I ran a linear mixed model with brms and checked the plot from pp_check(). I’m not very familiar with bayesian analysis, so this might be a dumb question.
What should I do if there seems to be a big discrepancy between y and y rep. What does this discrepancy mean? Can I go with this model? If not, how should I resolve the discrepancy?
Here’s my model and the plot from pp_check(), in case these matter:
model <- brm(rating ~ a*b*c + (1|subjectID),
family = gaussian(), data = data, save_pars = save_pars(all=TRUE),
cores = 2, chains = 2, iter = 10000, warmup = 5000,
prior = set_prior('student_t(3, 0, 2.5)', class = 'b'))

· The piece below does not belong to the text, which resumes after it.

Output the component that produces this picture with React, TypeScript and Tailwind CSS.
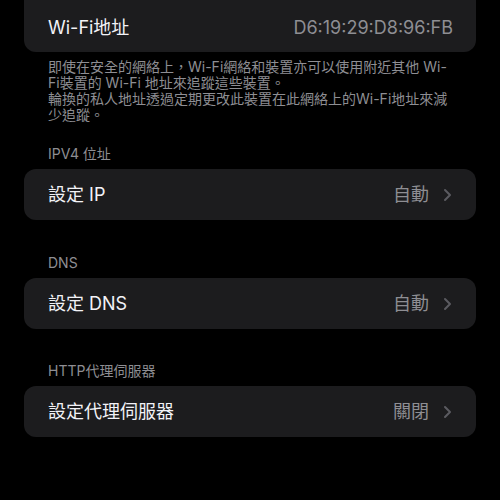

pp_check(model, "dens_overlay")
Here your data are bimodal and your modeled response is not. This suggests that either the random component of the response is itself bimodal, which can be achieved in brms using a custom family that is a mixture of two distributions (rather than a single Gaussian as in your model), or that your model is missing a key covariate that can distinguish which mode a point is likely to fall into. Faced with this PPC, I would suggest first examining the sets of points whose response is greter than about 3.5 and the set of points whose response is less than about 3 to see whether I overlooked anything obvious that could differentiate those sets of points. If not, I would consider modeling the response as a mixture of two Gaussians.
@jsocolar answer is good. I would also be curious as to what your response variable rating is. Is it a continuous unbounded variable? Based on the density plot for the posterior predictive check, I would hazard a guess that it is a variable that is bounded at 0 on the lower end and maybe 5 on the upper end? Is it continuous or discrete? What does pp_check(model, type="hist") look like?
Building off of @jd_c, your rating variable looks like it might be ordinal. If so, you might consider ditching the conventional Gaussian likelihood for an ordinal model (see here).